CHALLENGE: Which lines hold the string "index"? Copy every one of them.

RECORDED INFORMATION:
◆ ◆ ◆
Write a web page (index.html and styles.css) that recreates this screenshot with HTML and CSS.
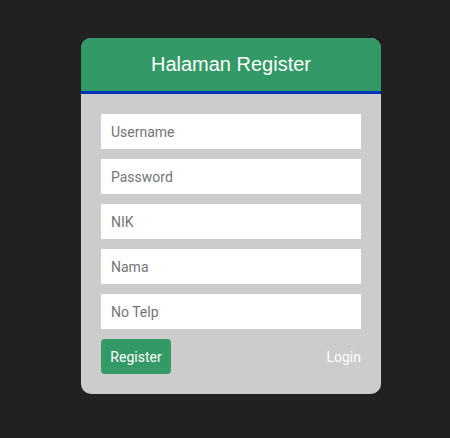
FILE: index.html
```html
<!DOCTYPE html>
<html>
<head>
<meta charset="utf-8">
<link rel="stylesheet" href="styles.css">
</head>
<body>
<div class="card">
  <div class="card-header">Halaman Register</div>
  <form class="card-body">
    <input class="field" type="text" placeholder="Username">
    <input class="field" type="password" placeholder="Password">
    <input class="field" type="text" placeholder="NIK">
    <input class="field" type="text" placeholder="Nama">
    <input class="field" type="text" placeholder="No Telp">
    <div class="actions">
      <button class="btn" type="button">Register</button>
      <a class="login" href="#">Login</a>
    </div>
  </form>
</div>
</body>
</html>
```
FILE: styles.css
```css
html, body {
  margin: 0;
  padding: 0;
}
body {
  background: #212121;
  width: 450px;
  height: 438px;
  font-family: "Liberation Sans", Arial, sans-serif;
  display: flex;
  justify-content: center;
  align-items: flex-start;
  padding-top: 38px;
  box-sizing: border-box;
}
.card {
  width: 300px;
  background: #cccccc;
  border-radius: 10px;
  overflow: hidden;
  margin-left: 12px;
}
.card-header {
  background: #339966;
  color: #ffffff;
  font-size: 20px;
  height: 53px;
  line-height: 52px;
  text-align: center;
  border-bottom: 3px solid #0033bb;
}
.card-body {
  margin: 0;
  padding: 20px;
  display: flex;
  flex-direction: column;
  gap: 10px;
}
.field {
  height: 35px;
  box-sizing: border-box;
  border: none;
  outline: none;
  padding: 0 10px;
  font-family: Roboto, "Liberation Sans", sans-serif;
  font-size: 14px;
  background: #ffffff;
  color: #333;
}
.field::placeholder {
  color: #757575;
}
.actions {
  display: flex;
  justify-content: space-between;
  align-items: center;
}
.btn {
  width: 70px;
  height: 35px;
  background: #339966;
  color: #ffffff;
  border: none;
  border-radius: 4px;
  font-family: Roboto, "Liberation Sans", sans-serif;
  font-size: 14px;
  padding: 0;
}
.login {
  color: #ffffff;
  text-decoration: none;
  font-family: Roboto, "Liberation Sans", sans-serif;
  font-size: 14px;
}
```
◆ ◆ ◆
SOLUTION TO THE PROBLEM:
Write a web page (index.html and styles.css) that recreates this screenshot with HTML and CSS.
FILE: index.html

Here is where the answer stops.